- Theatrical release poster
- Directed by: Hiren Nag
- Written by: Ajit Ganguly
- Screenplay by: Ajit Ganguly (Dialogues)
- Based on: An Inspector Calls by J B Priestley
- Starring: Uttam Kumar; Madhabi Mukherjee; Kamal Mitra; Chaya Debi; ;
- Cinematography: Kanai Dey
- Edited by: Baidyanath Chatterjee
- Music by: Timir Baran Bhattacharya
- Production company: United Cine Productions
- Release date: 29 January 1965 (Kolkata);
- Running time: 113 minutes
- Country: India
- Language: Bengali

= Thana Theke Aschi (1965 film) =

Thana Theke Aschhi (English: Coming From Police Station) is a 1965 Indian Bengali-language psychological thriller film co-written and directed by Hiren Nag. Produced by Hemen Mitra, Tapas Saha and Ratan Chakraborty under the banner of United Cine Producers, it was based on a play of the same name by Ajit Gangopadhyay, which itself was an adaptation of the English play An Inspector Calls (1945) by J. B. Priestley. The film stars Uttam Kumar, Madhabi Mukherjee and Anjana Bhowmick in the lead, while Kamal Mitra, Chhaya Debi, Dilip Mukherjee, Prashanta Kumar and Jahor Roy play another pivotal roles. It revolves around a suicide mystery of a stranger woman, to look into which Tinkari Halder, an inspector from Padmapukur police station, makes his arrival at the house of Chandra Madhab Sen, an eminent industrialist and later it gets revealed that every members of Sen's family is however connected to the victim's commitment of the suicide, including Sen himself.

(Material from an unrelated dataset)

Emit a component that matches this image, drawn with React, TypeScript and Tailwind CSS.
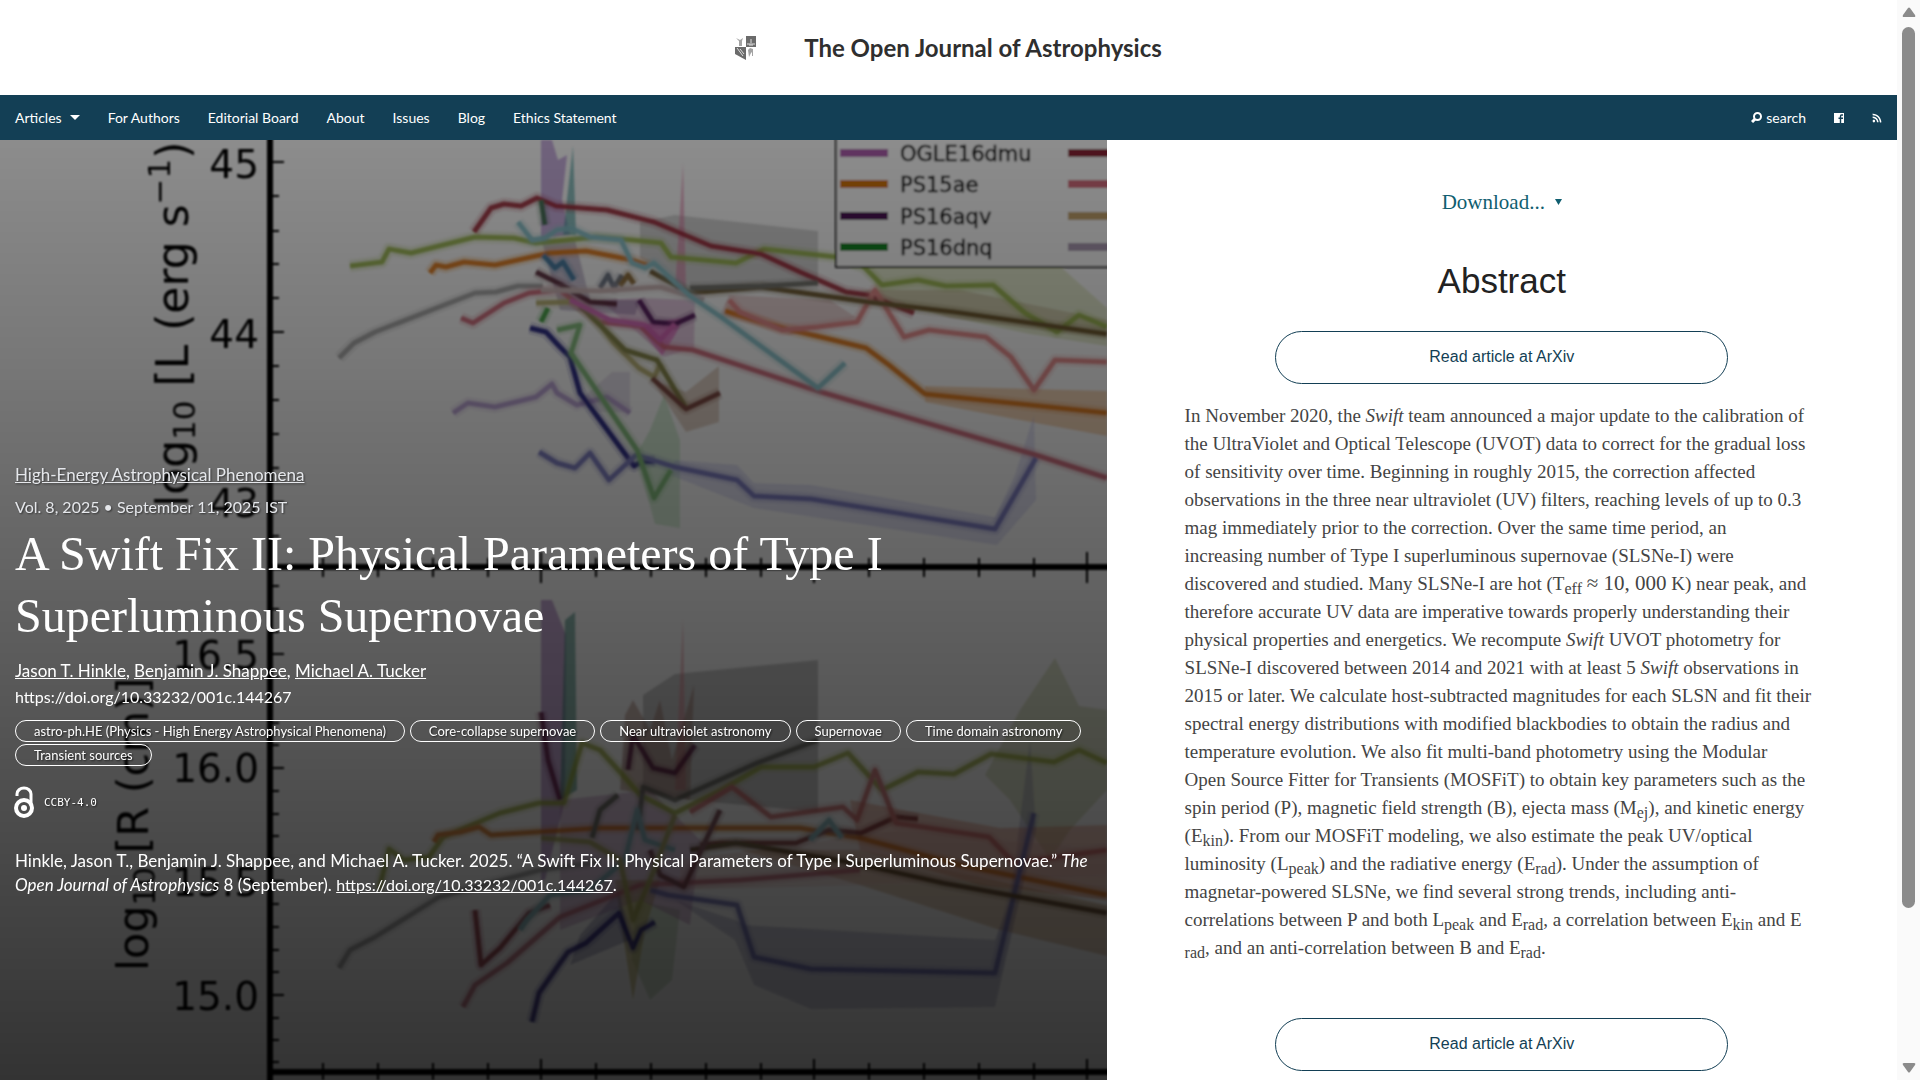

Thana Theke Aschhi was remade with the same name by Saran Dutta in 2010, where Sabyasachi Chakraborty portrayed Tinkari Halder.

==Plot==
Chandra Madhab Sen, an industrialist, finds his life changed with the arrival of Tinkari Haldar, a sub-inspector, at his doorstep inquiring about a suicide mystery.

==Cast==
- Uttam Kumar as Tinkari Halder
- Madhabi Mukherjee
- Kamal Mitra as Chandra Madhab Sen
- Chaya Debi
- Anjana Bhowmick
- Jahor Roy
- Bireswar Sen
- Dilip Mukherjee
- Ardhendu Mukherjee
- Pranab Roy
- Khagen Pathak

==Reception==
The film has been regarded as one of the finest thriller films ever made. Uttam Kumar as Inspector Tinkari Haldar gave one of his finest performances ever and his performance gained overwhelming appreciation all over India. The film became a hit at the box office.

==Remake==
The film was remade in Bengali in 2010 with the same name, Thana Theke Aschi, starring Pramabrata Chatteejee, Sabyasachi Chakraborty, Paoli Daam, Rudranil Ghosh and Dulal Lahiri.